Yep, everything went to hell in Iran since then. 
I am just a Technicolor Dream Cat riding this kaleidoscope of life.

Offline Bigun

  • Hero Member
  • *****
  • Posts: 51,835
  • Gender: Male
  • Resistance to Tyrants is Obedience to God
    • The FairTax Plan
Re: National Review: Masses vs. Mullahs
« Reply #4 on: May 27, 2019, 07:31:53 pm »
Yep, everything went to hell in Iran since then.
Jimmua Caaaata!
"I wish it need not have happened in my time," said Frodo.

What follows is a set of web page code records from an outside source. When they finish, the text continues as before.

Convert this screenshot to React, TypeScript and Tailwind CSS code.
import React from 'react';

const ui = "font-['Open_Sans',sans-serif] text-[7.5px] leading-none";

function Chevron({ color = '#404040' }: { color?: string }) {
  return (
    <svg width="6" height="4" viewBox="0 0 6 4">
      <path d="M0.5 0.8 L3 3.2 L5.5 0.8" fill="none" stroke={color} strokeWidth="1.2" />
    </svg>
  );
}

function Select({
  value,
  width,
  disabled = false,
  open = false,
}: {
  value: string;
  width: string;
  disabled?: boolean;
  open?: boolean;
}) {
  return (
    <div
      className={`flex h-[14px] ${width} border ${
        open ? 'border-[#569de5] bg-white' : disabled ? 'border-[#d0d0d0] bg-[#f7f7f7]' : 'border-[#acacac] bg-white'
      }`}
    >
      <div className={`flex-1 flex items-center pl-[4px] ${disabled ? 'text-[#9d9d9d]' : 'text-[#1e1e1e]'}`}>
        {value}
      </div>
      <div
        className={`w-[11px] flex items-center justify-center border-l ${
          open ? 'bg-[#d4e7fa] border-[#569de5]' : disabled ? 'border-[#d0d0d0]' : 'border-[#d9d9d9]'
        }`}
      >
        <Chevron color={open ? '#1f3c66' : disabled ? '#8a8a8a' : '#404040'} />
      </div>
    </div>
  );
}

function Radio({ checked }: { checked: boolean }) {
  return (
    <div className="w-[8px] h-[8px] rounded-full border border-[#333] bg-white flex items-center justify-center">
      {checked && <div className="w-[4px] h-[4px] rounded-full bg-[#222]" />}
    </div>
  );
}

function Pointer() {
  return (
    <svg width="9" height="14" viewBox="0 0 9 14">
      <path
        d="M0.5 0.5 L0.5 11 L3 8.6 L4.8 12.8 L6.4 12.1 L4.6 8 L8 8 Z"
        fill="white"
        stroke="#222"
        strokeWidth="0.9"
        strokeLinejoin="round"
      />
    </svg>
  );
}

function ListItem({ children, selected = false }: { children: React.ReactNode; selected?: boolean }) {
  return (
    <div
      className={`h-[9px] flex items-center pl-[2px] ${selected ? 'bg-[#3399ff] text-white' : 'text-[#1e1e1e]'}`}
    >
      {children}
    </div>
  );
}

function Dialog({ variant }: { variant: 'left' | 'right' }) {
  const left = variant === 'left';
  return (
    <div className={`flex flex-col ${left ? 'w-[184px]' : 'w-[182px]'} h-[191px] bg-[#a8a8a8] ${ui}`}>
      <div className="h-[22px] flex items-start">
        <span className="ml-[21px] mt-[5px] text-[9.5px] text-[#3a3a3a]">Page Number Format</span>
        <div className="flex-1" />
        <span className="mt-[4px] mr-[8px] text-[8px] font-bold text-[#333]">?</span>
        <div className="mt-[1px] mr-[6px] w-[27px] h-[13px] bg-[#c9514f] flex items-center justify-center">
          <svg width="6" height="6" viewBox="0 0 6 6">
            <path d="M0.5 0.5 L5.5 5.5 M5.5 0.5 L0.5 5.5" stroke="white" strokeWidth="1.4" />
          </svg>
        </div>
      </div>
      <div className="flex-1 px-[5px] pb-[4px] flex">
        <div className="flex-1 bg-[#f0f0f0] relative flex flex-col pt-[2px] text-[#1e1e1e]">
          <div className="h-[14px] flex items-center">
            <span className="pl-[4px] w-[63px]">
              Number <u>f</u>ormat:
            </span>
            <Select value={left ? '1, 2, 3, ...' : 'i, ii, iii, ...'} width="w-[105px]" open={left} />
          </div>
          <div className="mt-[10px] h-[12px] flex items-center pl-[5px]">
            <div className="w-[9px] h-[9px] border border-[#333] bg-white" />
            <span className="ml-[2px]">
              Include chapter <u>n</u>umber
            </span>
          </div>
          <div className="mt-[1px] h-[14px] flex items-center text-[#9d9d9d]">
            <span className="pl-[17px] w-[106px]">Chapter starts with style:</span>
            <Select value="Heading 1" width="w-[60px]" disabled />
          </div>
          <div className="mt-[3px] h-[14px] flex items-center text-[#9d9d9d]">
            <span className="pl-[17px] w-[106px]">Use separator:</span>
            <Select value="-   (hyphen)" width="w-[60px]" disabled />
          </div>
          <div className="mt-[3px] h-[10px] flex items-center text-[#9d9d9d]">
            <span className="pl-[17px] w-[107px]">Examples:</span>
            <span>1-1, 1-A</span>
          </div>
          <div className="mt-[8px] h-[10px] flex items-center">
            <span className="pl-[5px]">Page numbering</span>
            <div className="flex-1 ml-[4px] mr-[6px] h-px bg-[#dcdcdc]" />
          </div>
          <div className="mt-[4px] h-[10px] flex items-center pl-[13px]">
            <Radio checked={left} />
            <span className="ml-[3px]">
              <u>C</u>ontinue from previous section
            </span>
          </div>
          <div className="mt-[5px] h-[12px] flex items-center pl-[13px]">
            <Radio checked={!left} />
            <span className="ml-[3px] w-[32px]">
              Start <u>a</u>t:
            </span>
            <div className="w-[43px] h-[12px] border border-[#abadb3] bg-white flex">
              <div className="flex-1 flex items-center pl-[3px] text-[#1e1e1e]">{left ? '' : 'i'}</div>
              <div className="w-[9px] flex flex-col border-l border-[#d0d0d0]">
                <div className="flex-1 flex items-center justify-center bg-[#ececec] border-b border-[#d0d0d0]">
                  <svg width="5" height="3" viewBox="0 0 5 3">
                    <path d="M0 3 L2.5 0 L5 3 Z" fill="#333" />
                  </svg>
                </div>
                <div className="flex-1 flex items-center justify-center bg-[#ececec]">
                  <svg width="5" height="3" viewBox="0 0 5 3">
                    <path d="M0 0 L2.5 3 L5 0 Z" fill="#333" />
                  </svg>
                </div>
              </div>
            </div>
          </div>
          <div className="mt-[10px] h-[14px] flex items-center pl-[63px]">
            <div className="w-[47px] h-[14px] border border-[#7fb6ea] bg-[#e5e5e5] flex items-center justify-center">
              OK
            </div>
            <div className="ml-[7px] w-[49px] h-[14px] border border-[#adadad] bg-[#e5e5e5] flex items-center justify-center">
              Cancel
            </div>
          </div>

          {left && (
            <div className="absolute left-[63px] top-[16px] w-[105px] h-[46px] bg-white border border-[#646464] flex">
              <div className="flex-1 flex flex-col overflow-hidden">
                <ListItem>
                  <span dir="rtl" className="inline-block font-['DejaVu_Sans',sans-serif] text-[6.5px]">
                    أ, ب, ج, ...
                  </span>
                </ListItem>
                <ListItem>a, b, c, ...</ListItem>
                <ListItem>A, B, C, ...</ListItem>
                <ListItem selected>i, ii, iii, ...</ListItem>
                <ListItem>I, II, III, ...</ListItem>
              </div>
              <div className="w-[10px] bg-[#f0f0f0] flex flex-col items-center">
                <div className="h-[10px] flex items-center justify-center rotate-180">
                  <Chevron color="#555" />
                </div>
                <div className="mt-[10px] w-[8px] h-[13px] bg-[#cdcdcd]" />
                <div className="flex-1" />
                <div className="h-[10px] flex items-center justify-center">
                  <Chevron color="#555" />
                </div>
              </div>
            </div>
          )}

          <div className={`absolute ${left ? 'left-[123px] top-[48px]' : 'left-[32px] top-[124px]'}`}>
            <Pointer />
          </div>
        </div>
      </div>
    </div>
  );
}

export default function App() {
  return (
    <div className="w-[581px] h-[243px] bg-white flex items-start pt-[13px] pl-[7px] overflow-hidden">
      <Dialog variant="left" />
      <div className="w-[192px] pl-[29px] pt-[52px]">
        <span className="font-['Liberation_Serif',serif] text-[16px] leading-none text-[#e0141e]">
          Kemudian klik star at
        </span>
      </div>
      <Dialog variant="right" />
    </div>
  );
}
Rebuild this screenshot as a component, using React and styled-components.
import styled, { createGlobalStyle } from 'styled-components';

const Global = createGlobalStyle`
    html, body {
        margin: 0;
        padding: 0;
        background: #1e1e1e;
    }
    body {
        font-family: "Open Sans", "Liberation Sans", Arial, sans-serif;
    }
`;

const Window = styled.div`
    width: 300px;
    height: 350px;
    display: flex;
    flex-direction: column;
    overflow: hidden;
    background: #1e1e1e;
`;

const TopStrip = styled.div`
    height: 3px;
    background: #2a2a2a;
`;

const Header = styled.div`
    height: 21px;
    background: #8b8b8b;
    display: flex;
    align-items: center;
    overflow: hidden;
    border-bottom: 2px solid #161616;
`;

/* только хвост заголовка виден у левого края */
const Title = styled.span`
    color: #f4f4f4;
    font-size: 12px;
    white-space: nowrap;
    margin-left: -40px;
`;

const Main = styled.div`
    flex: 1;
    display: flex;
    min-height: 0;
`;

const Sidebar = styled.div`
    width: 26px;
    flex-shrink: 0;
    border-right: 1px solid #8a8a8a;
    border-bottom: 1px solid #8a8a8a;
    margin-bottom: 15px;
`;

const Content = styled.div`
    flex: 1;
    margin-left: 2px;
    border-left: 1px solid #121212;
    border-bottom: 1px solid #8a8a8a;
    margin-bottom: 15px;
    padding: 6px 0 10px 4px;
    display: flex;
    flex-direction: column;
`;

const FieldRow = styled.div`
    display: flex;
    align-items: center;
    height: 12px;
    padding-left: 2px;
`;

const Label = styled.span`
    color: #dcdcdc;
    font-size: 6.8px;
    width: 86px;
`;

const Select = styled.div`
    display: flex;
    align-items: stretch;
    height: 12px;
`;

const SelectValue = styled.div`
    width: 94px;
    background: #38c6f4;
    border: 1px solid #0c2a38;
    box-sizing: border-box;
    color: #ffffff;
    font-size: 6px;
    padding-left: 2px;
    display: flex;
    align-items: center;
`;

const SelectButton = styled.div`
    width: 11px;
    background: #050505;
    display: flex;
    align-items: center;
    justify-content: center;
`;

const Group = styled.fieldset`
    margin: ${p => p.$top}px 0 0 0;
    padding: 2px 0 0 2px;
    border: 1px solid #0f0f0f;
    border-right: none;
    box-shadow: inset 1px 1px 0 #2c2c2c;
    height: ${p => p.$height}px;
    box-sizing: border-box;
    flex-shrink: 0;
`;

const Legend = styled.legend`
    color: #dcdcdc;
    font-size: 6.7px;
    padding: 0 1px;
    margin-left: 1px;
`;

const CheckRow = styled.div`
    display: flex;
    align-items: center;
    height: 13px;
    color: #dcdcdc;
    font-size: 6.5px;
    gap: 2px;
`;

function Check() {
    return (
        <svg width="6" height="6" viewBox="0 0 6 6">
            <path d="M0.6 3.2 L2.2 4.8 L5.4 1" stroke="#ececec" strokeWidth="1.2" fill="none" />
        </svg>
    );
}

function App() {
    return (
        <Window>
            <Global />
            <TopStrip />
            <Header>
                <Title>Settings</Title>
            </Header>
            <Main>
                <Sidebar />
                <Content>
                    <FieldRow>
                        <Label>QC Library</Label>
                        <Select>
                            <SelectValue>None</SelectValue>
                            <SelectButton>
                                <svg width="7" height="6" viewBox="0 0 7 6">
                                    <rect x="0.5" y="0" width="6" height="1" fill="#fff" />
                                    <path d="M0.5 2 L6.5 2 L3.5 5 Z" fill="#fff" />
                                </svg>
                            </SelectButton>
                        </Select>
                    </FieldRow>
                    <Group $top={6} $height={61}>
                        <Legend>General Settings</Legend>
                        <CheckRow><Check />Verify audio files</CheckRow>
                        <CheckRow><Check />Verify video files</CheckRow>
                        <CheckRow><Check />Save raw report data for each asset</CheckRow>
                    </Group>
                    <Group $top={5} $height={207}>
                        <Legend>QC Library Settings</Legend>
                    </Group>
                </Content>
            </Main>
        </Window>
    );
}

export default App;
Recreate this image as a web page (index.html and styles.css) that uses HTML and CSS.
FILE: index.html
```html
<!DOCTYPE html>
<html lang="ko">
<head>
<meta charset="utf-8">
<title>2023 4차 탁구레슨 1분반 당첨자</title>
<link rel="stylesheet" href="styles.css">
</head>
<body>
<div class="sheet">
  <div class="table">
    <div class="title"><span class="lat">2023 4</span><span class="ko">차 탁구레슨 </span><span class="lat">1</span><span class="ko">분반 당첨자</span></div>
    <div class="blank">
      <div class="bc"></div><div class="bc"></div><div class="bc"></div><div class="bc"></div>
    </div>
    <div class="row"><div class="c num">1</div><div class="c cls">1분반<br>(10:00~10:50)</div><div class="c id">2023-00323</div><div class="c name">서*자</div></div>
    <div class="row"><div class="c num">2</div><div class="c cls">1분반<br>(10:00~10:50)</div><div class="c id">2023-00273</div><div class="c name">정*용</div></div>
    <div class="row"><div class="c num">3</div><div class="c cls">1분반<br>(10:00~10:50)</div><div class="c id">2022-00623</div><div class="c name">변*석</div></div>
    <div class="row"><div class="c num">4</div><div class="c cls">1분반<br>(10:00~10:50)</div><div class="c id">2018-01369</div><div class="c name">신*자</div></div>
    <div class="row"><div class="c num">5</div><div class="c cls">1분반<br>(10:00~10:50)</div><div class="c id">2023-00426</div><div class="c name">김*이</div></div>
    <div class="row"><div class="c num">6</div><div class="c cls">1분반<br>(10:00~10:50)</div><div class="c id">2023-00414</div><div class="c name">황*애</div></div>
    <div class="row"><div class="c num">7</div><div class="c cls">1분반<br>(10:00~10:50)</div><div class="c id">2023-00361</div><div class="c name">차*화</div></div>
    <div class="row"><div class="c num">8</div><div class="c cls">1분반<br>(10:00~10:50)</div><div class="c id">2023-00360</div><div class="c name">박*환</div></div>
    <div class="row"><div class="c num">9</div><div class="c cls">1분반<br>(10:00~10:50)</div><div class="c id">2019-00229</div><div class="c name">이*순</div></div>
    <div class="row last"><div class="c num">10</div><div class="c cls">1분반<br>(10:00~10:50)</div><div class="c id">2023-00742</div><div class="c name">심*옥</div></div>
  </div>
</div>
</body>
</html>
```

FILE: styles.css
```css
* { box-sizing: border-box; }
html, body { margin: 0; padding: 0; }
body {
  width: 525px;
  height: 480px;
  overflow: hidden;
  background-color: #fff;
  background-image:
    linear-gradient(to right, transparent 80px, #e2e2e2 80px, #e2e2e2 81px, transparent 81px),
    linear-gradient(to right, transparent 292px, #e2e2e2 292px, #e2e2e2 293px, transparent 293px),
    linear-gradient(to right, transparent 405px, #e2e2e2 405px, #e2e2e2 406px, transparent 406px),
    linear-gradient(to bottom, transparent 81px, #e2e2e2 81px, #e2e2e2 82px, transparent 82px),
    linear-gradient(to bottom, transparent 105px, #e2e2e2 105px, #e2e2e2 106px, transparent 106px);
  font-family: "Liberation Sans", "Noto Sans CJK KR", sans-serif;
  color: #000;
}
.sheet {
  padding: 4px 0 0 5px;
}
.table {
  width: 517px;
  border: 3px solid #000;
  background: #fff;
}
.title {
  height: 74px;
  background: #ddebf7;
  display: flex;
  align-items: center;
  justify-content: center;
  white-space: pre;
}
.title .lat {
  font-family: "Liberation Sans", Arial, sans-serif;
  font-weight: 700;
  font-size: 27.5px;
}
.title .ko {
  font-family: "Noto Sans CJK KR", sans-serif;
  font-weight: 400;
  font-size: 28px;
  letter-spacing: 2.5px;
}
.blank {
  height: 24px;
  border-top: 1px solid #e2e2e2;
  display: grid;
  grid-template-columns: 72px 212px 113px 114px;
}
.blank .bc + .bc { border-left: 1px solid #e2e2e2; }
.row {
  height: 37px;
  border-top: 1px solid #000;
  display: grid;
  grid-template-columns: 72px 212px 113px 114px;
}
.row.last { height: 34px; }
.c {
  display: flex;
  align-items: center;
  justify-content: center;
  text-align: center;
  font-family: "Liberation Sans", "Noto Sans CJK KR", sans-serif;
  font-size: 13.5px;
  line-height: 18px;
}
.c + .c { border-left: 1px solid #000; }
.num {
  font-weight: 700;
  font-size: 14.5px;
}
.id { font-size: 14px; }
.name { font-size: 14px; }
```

"So do I," said Gandalf, "and so do all who live to see such times. But that is not for them to decide. All we have to decide is what to do with the time that is given us."
- J. R. R. Tolkien

Bill Cipher

  • Guest
Re: National Review: Masses vs. Mullahs
« Reply #5 on: May 27, 2019, 07:36:57 pm »
An note from history.
After WW 1, the Phalevi Dynasty assumed the Throne
of Iran, ruling from 1925 till 1979, almost 3 generations,
during which Iran prospered culturally and economically.
That was 40 years ago, yet perhaps enough people still
remember their earlier past and want to resurrect it.
We shall see.


There were a lot of abuses during the Shah’s reign; things were not all roses and cherries, particularly for the poorer rural population.  The Iranian revolution in 1979 wasn’t some manufactured imposition on people who were otherwise doing quite well. 

Offline Absalom

  • Hero Member
  • *****
  • Posts: 4,375
Re: National Review: Masses vs. Mullahs
« Reply #6 on: May 28, 2019, 03:33:33 am »
There were a lot of abuses during the Shah’s reign; things were not all roses and cherries, particularly for the poorer rural population.  The Iranian revolution in 1979 wasn’t some manufactured imposition on people who were otherwise doing quite well.
-----------------------------
Hmm..........who knew roses and cherries were an obligation of governance???
Man accepts/embraces his rule, be it Chinese, Greek, Aztec, Hapsburg among
many; or he rejects it, while fighting to change it. It's hardly complicated.
To their credit, the Phalevi's stabilized Iran after the turbulence created by the
Great War, as Kemal did in Turkey, and w/o the noisy antics of the Mullahs.
Perhaps Iran welcomes quietude rather than turbulence. Let's see!